Let's think this logic through for a moment. They are concerned that prospective entrepreneurs are going to make informed decisions to relocate to other areas in Bay St. Louis that would not be under the 2005 high water mark should another Katrina-like hurricane visit Mississippi. They are concerned that relocating companies may not want to take the irrational risk of catastrophic flood damage if they do not have to. They are willing to deny flood survivors the catharsis of pilgrimages to historic landmarks in the name of placing unknowing businesses in jeopardy. So, why aren't these titans of commerce relocating to the flood-prone areas themselves?
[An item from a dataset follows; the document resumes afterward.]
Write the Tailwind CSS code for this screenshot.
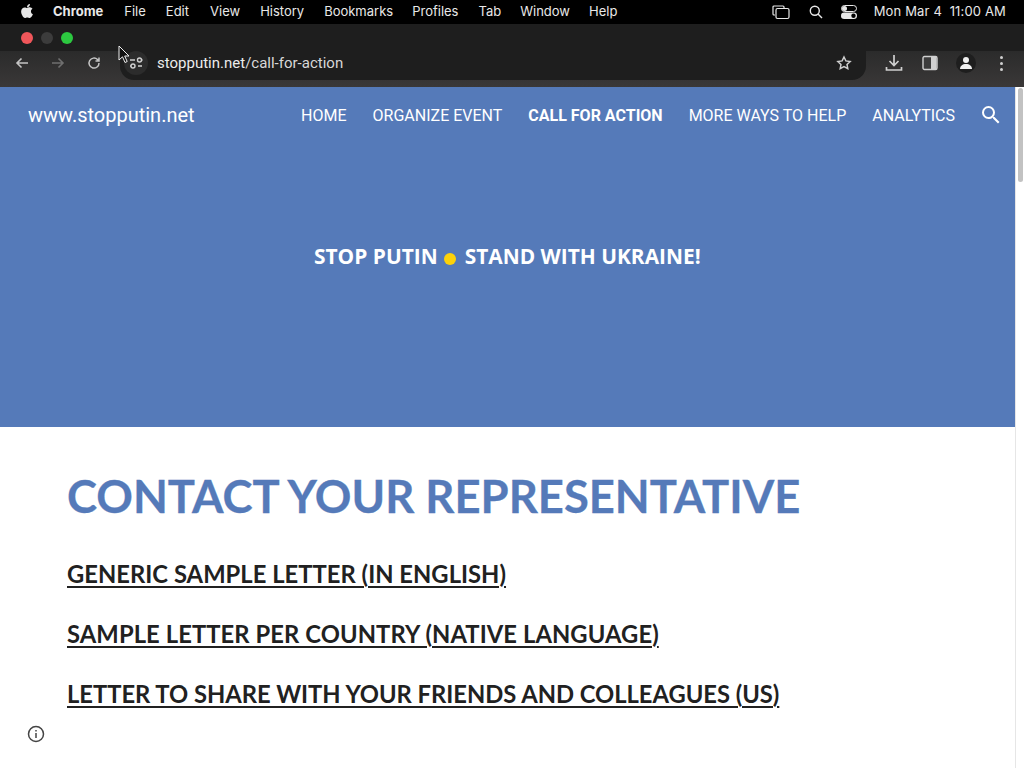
<!DOCTYPE html>
<html lang="en">
<head>
    <meta charset="UTF-8">
    <title>Call for action</title>
    <script src="https://cdn.jsdelivr.net/npm/@tailwindcss/browser@4"></script>
</head>
<body class="w-[1024px] h-[768px] overflow-hidden bg-white relative font-['Inter',sans-serif]">
    <!-- macOS menu bar -->
    <div class="h-6 bg-black text-[#e8e8e8] text-[13px] flex items-center">
        <svg class="ml-[20px] w-[14px] h-[16px] mb-[2px]" viewBox="0 0 384 512" fill="#e8e8e8"><path d="M318.700 268.700c-.2-36.700 16.400-64.400 50-84.800-18.800-26.900-47.200-41.700-84.700-44.600-35.500-2.800-74.300 20.700-88.500 20.700-15 0-49.400-19.700-76.400-19.700C63.300 141.200 4 184.800 4 273.500q0 39.300 14.400 81.200c12.800 36.700 59 126.700 107.200 125.200 25.200-.6 43-17.900 75.800-17.900 31.800 0 48.300 17.900 76.400 17.900 48.600-.7 90.400-82.500 102.600-119.300-65.200-30.700-61.700-90-61.700-91.900zm-56.600-164.200c27.300-32.400 24.800-61.900 24-72.500-24.100 1.400-52 16.400-67.900 34.900-17.500 19.800-27.800 44.300-25.600 71.900 26.100 2 49.900-11.400 69.500-34.300z"/></svg>
        <span class="ml-[19px] font-bold">Chrome</span>
        <span class="ml-[21px]">File</span>
        <span class="ml-[20px]">Edit</span>
        <span class="ml-[21px]">View</span>
        <span class="ml-[20px]">History</span>
        <span class="ml-[20px]">Bookmarks</span>
        <span class="ml-[19px]">Profiles</span>
        <span class="ml-[20px]">Tab</span>
        <span class="ml-[19px]">Window</span>
        <span class="ml-[19px]">Help</span>
        <div class="ml-auto flex items-center">
            <svg class="w-[18px] h-[16px]" viewBox="0 0 18 16" fill="none" stroke="#e8e8e8" stroke-width="1.200"><path d="M3 11H2a1 1 0 0 1-1-1V3a1 1 0 0 1 1-1h9a1 1 0 0 1 1 1v1"/><rect x="4" y="4.500" width="13" height="10" rx="1.500"/></svg>
            <svg class="w-[14px] h-[14px] ml-[19px]" viewBox="0 0 14 14" fill="none" stroke="#e8e8e8" stroke-width="1.400"><circle cx="5.800" cy="5.800" r="4.500"/><path d="M9 9l4 4"/></svg>
            <svg class="w-[16px] h-[14px] ml-[18px]" viewBox="0 0 16 14"><rect x="0.500" y="0.500" width="15" height="6" rx="3" fill="none" stroke="#e8e8e8"/><circle cx="3.500" cy="3.500" r="2.500" fill="#e8e8e8"/><rect x="0" y="7.500" width="16" height="6.500" rx="3.200" fill="#e8e8e8"/><circle cx="12.500" cy="10.700" r="2.200" fill="#000"/></svg>
            <span class="ml-[17px] mr-[18px] whitespace-pre tracking-[0.16px]">Mon Mar 4  11:00 AM</span>
        </div>
    </div>

    <!-- Browser chrome -->
    <div class="h-[27px] bg-[#1e1e1e] flex items-center pl-[21px] gap-[8px]">
        <span class="w-3 h-3 rounded-full bg-[#f0565a]"></span>
        <span class="w-3 h-3 rounded-full bg-[#3c3c3c]"></span>
        <span class="w-3 h-3 rounded-full bg-[#2cc840]"></span>
    </div>
    <div class="h-[36px] bg-gradient-to-b from-[#2b2b2b] to-[#3a3838] flex items-start">
        <svg class="w-4 h-4 ml-[14px] mt-[4px]" viewBox="0 0 16 16" fill="none" stroke="#c4c4c4" stroke-width="1.600"><path d="M14 8H3M7.500 3.500L3 8l4.500 4.500"/></svg>
        <svg class="w-4 h-4 ml-[20px] mt-[4px]" viewBox="0 0 16 16" fill="none" stroke="#6f6f6f" stroke-width="1.600"><path d="M2 8h11M8.500 3.500L13 8l-4.500 4.500"/></svg>
        <svg class="w-4 h-4 ml-[20px] mt-[4px]" viewBox="0 0 16 16" fill="none" stroke="#c4c4c4" stroke-width="1.500"><path d="M13 8a5 5 0 1 1-1.500-3.500L13 6M13 2.500V6H9.500"/></svg>
        <!-- address bar -->
        <div class="ml-[18px] w-[746px] h-[29px] bg-[#1e1e1e] rounded-br-[14px] rounded-bl-[14px] flex items-start text-[15px] leading-[24px] text-[#d8d8d8] font-['Roboto',sans-serif] relative">
            <span class="ml-[4px] w-[24px] h-[24px] rounded-full bg-[#2c2c2c] flex items-center justify-center">
                <svg class="w-4 h-4" viewBox="0 0 16 16" fill="none" stroke="#d0d0d0" stroke-width="1.400"><path d="M2 5h5M10 11h4"/><circle cx="11.500" cy="5" r="2"/><circle cx="5" cy="11" r="2"/><path d="M13.500 5h1M2 11h1"/></svg>
            </span>
            <span class="ml-[9px]"><span class="text-[#ececec]">stopputin.net</span>/call-for-action</span>
            <svg class="absolute right-[14px] top-[4px] w-4 h-4" viewBox="0 0 24 24" fill="none" stroke="#d0d0d0" stroke-width="2.200"><path d="M12 3l2.800 5.900 6.400.8-4.700 4.400 1.200 6.400L12 17.400l-5.700 3.100 1.200-6.400-4.700-4.400 6.400-.8z"/></svg>
        </div>
        <svg class="w-[18px] h-[18px] ml-[19px] mt-[3px]" viewBox="0 0 18 18" fill="none" stroke="#d0d0d0" stroke-width="1.700"><path d="M9 1v10M4.500 7L9 11.500 13.500 7M1.500 13v3h15v-3"/></svg>
        <svg class="w-[16px] h-[16px] ml-[19px] mt-[4px]" viewBox="0 0 16 16"><rect x="1" y="1.500" width="14" height="13" rx="1.500" fill="#3c3c3c" stroke="#d0d0d0" stroke-width="1.400"/><rect x="9" y="2" width="5.500" height="12" fill="#d0d0d0"/></svg>
        <span class="w-5 h-5 rounded-full bg-[#1e1e1e] ml-[18px] mt-[2px] flex items-center justify-center">
            <svg class="w-[14px] h-[14px]" viewBox="0 0 14 14" fill="#f0f0f0"><circle cx="7" cy="4" r="3"/><path d="M1 13c0-3 2.500-5 6-5s6 2 6 5z"/></svg>
        </span>
        <span class="ml-[24px] flex flex-col gap-[3px] mt-[5px]">
            <span class="w-[3px] h-[3px] rounded-full bg-[#d0d0d0]"></span>
            <span class="w-[3px] h-[3px] rounded-full bg-[#d0d0d0]"></span>
            <span class="w-[3px] h-[3px] rounded-full bg-[#d0d0d0]"></span>
        </span>
    </div>

    <!-- Page -->
    <div class="flex">
        <main class="w-[1015px]">
            <section class="h-[340px] bg-[#557ab9] text-white">
                <nav class="h-14 flex items-center font-['Roboto',sans-serif] text-[16px]">
                    <span class="ml-7 text-[20px]">www.stopputin.net</span>
                    <div class="ml-auto flex items-center gap-[26px] mr-[13px] pt-[1px]">
                        <span>HOME</span>
                        <span>ORGANIZE EVENT</span>
                        <span class="font-bold">CALL FOR ACTION</span>
                        <span>MORE WAYS TO HELP</span>
                        <span>ANALYTICS</span>
                        <svg class="w-6 h-6 -ml-[2px] -mr-[1px] -mt-[1px]" viewBox="0 0 24 24" fill="#fff"><path d="M15.500 14h-.790l-.280-.270A6.471 6.471 0 0 0 16 9.500 6.500 6.500 0 1 0 9.500 16c1.610 0 3.090-.590 4.230-1.570l.270.280v.790l5 4.990L20.490 19l-4.990-5zm-6 0C7.010 14 5 11.990 5 9.500S7.010 5 9.500 5 14 7.010 14 9.500 11.990 14 9.500 14z"/></svg>
                    </div>
                </nav>
                <p class="mt-[97px] pl-[314px] flex items-center font-['Open_Sans',sans-serif] font-bold text-[20.9px] leading-[32px] whitespace-pre">
                    <span>STOP PUTIN</span>
                    <span class="ml-[6px] mt-[6px] w-[12px] h-[12px] rounded-full bg-[#fdd20a]"></span>
                    <span class="ml-[9px]">STAND WITH UKRAINE!</span>
                </p>
            </section>
            <section class="pl-[67px] pt-[41px] font-['Lato',sans-serif]">
                <h1 class="text-[#557ab9] font-bold text-[45.35px] leading-[56px] [-webkit-text-stroke:0.3px_#557ab9]">CONTACT YOUR REPRESENTATIVE</h1>
                <h2 class="mt-[32px] text-[#212121] font-bold text-[23.75px] leading-[36px] underline decoration-[2px] underline-offset-[3px] tracking-[0.03px]">GENERIC SAMPLE LETTER (IN ENGLISH)</h2>
                <h2 class="mt-[24px] text-[#212121] font-bold text-[23.75px] leading-[36px] underline decoration-[2px] underline-offset-[3px] tracking-[0.09px]">SAMPLE LETTER PER COUNTRY (NATIVE LANGUAGE)</h2>
                <h2 class="mt-[24px] text-[#212121] font-bold text-[23.75px] leading-[36px] underline decoration-[2px] underline-offset-[3px] tracking-[-0.02px]">LETTER TO SHARE WITH YOUR FRIENDS AND COLLEAGUES (US)</h2>
            </section>
        </main>
        <!-- scrollbar -->
        <div class="w-[9px] h-[681px] bg-white border-l border-[#e6e6e6] pt-[1px]">
            <div class="ml-[2px] w-[5px] h-[94px] rounded-full bg-[#c2c2c2]"></div>
        </div>
    </div>

    <!-- Overlays: mouse pointer, info button -->
    <svg class="absolute left-[118px] top-[45px] w-[13px] h-[19px]" viewBox="0 0 13 19"><path d="M1 1v14l3.500-3.200L7 17.500l2.200-1-2.500-5.500H11z" fill="#111" stroke="#eee" stroke-width="1"/></svg>
    <svg class="absolute left-[27px] top-[725px] w-[18px] h-[18px]" viewBox="0 0 18 18" fill="none" stroke="#444" stroke-width="1.500"><circle cx="9" cy="9" r="7.500"/><path d="M9 8v5"/><path d="M9 5v1.500"/></svg>
</body>
</html>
Whenever I hear this kind of logic from special business interests all of those arguments they pitch that economic development is a "natural" process that should grow free from "artificial" constraints are obliterated. The snake oil of hiding or camouflaging historical facts in order to attract more investment opportunities could not be more counterfeit and contrived; it is phony manipulation of honest-to-goodness self-interest. At that point what rational person would not punch the artificial polemic of "natural vs. artificial" in its proverbial neck?
But there is a second point here that hits closer to home. The idea of selling economic growth seems to forever require a lack of transparency, a habit of deception, and a commitment to half-truth that denies citizens other priorities and commitments. Take the current Music City Center construction project in Downtown Nashville. An advocate for the new convention center at least had enough candor to confess that Nashvillians would not buy into the Music City Center if they were given enough facts to count all the costs during a debate with CM Emily Evans:
Evans: And where are we going to get that money [if convention center construction runs overbudget]?
Samuels: From the general fund [which pays for sidewalks, police, parks, brush clean-up, etc].
Evans: OK, and where do we get the money (to put back) in the general fund?
Samuels: I agree that's the downside of this. But it's not the thing you go out there and tell people.
You cannot rely on people to take undue risk, so the logic goes, therefore, instead of sharing all the facts you tell them only what you think they need to know. This is what passes for a "naturally occurring, unconstrained marketplace."
We found out late last Friday that the convention center is officially overbudget. The Convention Center Authority is set to convene to talk about dealing with it. Given the logic of economic development it is worth asking: how will our own giants of industry on the authority be spinning the half-truths to keep us in the dark about predictable, unnecessary risks to our Metro services?